Al Jazeera’s Rula Amin, reporting from Beirut, said there were “more immediate [and] imminent threats” for Syrians to worry about than chemical weapons.
“People on the ground are very anxious from everyday shelling and [the] crackdown. They don’t even have time to think about chemical weapons,” she said.
She added that for many Syrians, finding a safe place to live with their families was a bigger concern.
Makdissi’s comments drew swift international reaction, with Barack Obama, the US president, warning that Assad would be held “accountable if he made the tragic mistake” of using the weapons.
George Little, the Pentagon press secretary, told reporters: “They should not think one iota about using chemical weapons.”
In Belgrade, Serbia, Ban Ki-moon, the UN secretary-general, expressed concern about the risk of Syria using the weapons.
“It would be incomprehensible if anyone in Syria would use weapons of mass destruction,” Ban told reporters during a visit to Serbia.
European Union foreign ministers also weighed in, branding Syria’s threat as “monstrous” and “unacceptable”.
“Threatening to use chemical weapons is monstrous,” Guido Westerwelle, the German foreign minister, said in a statement.
His British counterpart, William Hague, said: “It is unacceptable to say they would use chemical weapons under any circumstances.”
‘Contempt for life’
In a statement issued after talks, the bloc’s 27 foreign ministers said: “The EU is seriously concerned about the potential use of chemical weapons in Syria.”
Syrian troops have been battling rebels in the main cities of Damascus and Aleppo in the escalating conflict that activists say has killed at least 14,000 people since March 2011.
“The Syrian regime has once again revealed the contempt for human life in its thinking,” added Westerwelle.
“I urge all authorities in Syria to responsibly contribute to securing any chemical weapons stockpiles.”
Britain’s foreign secretary Hague dismissed Syria’s claims that it was facing external aggression.
“What is actually happening is their own people are rising up against a brutal police state,” said Hague. “It has nothing to do with any aggression from anywhere else in the world … The sooner it comes to an end, the better.”

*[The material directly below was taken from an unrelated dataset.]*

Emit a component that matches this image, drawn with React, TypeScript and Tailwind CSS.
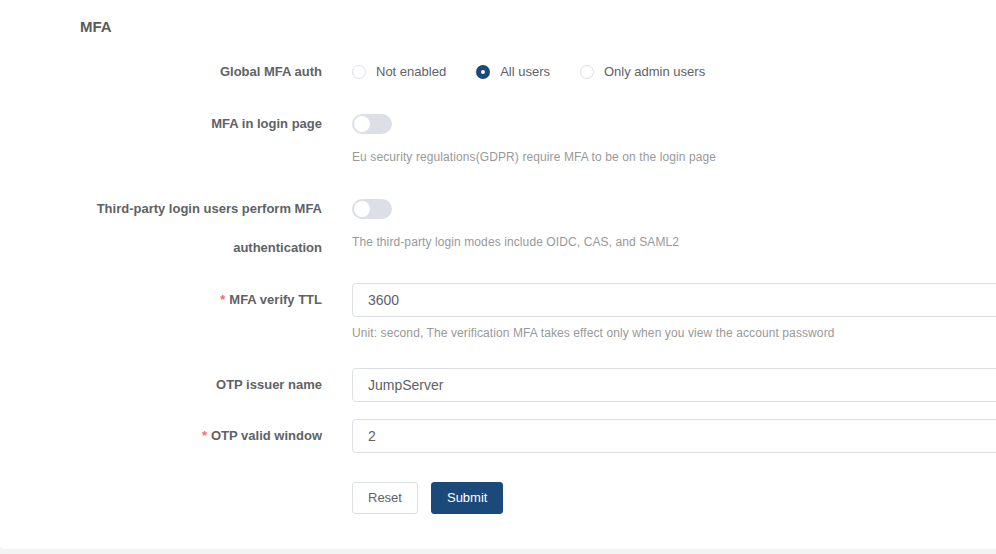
import React from "react";

const font = { fontFamily: '"Liberation Sans", Arial, sans-serif' };

function Label({ text, required, className = "" }: { text: React.ReactNode; required?: boolean; className?: string }) {
  return (
    <div className={`w-[352px] shrink-0 pr-[30px] text-right text-[13px] font-bold text-[#606266] ${className}`}>
      {required && <span className="mr-[4px] text-[#f56c6c]">*</span>}
      {text}
    </div>
  );
}

function Radio({ label, checked }: { label: string; checked?: boolean }) {
  return (
    <label className="mr-[30px] flex items-center">
      {checked ? (
        <span className="flex h-[14px] w-[14px] items-center justify-center rounded-full bg-[#1b4a7a]">
          <span className="h-[4px] w-[4px] rounded-full bg-white" />
        </span>
      ) : (
        <span className="h-[14px] w-[14px] rounded-full border border-[#dcdfe6] bg-white" />
      )}
      <span className="ml-[10px] text-[13px] text-[#606266]">{label}</span>
    </label>
  );
}

function Toggle() {
  return (
    <div className="relative h-[20px] w-[40px] rounded-full bg-[#dcdfe6]">
      <span className="absolute left-[2px] top-[2px] h-[16px] w-[16px] rounded-full bg-white" />
    </div>
  );
}

function Help({ children }: { children: React.ReactNode }) {
  return <div className="text-[12px] leading-[26px] tracking-[0.1px] text-[#999]">{children}</div>;
}

function Input({ value }: { value: string }) {
  return (
    <div className="flex h-[34px] w-full items-center rounded-[4px] border border-[#dcdfe6] px-[15px] text-[14px] text-[#606266]">
      {value}
    </div>
  );
}

export default function App() {
  return (
    <div className="w-full overflow-hidden bg-[#f3f3f4]" style={font}>
      <div className="h-[549px] w-[1100px] rounded-bl-[4px] bg-white pt-[17px]">
        <h3 className="pl-[80px] text-[15px] font-bold leading-[20px] text-[#5c5c5c]">MFA</h3>

        {/* Global MFA auth */}
        <div className="mt-[15px] flex leading-[40px]">
          <Label text="Global MFA auth" />
          <div className="flex items-center">
            <Radio label="Not enabled" />
            <Radio label="All users" checked />
            <Radio label="Only admin users" />
          </div>
        </div>

        {/* MFA in login page */}
        <div className="mt-[12px] flex leading-[40px]">
          <Label text="MFA in login page" />
          <div>
            <div className="flex h-[40px] items-center">
              <Toggle />
            </div>
            <Help>Eu security regulations(GDPR) require MFA to be on the login page</Help>
          </div>
        </div>

        {/* Third-party */}
        <div className="mt-[19px] flex">
          <Label className="leading-[39px]" text={<>Third-party login users perform MFA<br />authentication</>} />
          <div>
            <div className="flex h-[40px] items-center">
              <Toggle />
            </div>
            <Help>The third-party login modes include OIDC, CAS, and SAML2</Help>
          </div>
        </div>

        {/* MFA verify TTL */}
        <div className="mt-[13px] flex leading-[40px]">
          <Label text="MFA verify TTL" required />
          <div className="flex-1">
            <div className="flex h-[40px] items-center">
              <Input value="3600" />
            </div>
            <Help>Unit: second, The verification MFA takes effect only when you view the account password</Help>
          </div>
        </div>

        {/* OTP issuer name */}
        <div className="mt-[19px] flex leading-[40px]">
          <Label text="OTP issuer name" />
          <div className="flex h-[40px] flex-1 items-center">
            <Input value="JumpServer" />
          </div>
        </div>

        {/* OTP valid window */}
        <div className="mt-[11px] flex leading-[40px]">
          <Label text="OTP valid window" required />
          <div className="flex h-[40px] flex-1 items-center">
            <Input value="2" />
          </div>
        </div>

        {/* Actions */}
        <div className="mt-[26px] flex">
          <div className="w-[352px] shrink-0" />
          <div className="flex gap-[13px]">
            <button className="h-[32px] rounded-[3px] border border-[#dcdfe6] bg-white px-[15px] text-[13px] text-[#606266]">
              Reset
            </button>
            <button className="h-[32px] rounded-[3px] border border-[#1b4a7a] bg-[#1b4a7a] px-[15px] text-[13px] text-white">
              Submit
            </button>
          </div>
        </div>
      </div>
      <div className="h-[6px]" />
    </div>
  );
}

Britain has been outspokenly critical of Assad’s excessive use of force to put down the rebellion and was instrumental in drafting a Security Council resolution threatening tougher action against the regime, but was vetoed by China and Russia last week.
Catherine Ashton, the EU foreign policy chief who chaired the ministers’ talks, said the existence of chemical weapons in any area of conflict was “cause of concern”.
France’s foreign minister, Laurent Fabius, said his country was keeping a close eye on such weapons.
“These installations are the object of very particular surveillance,” he said.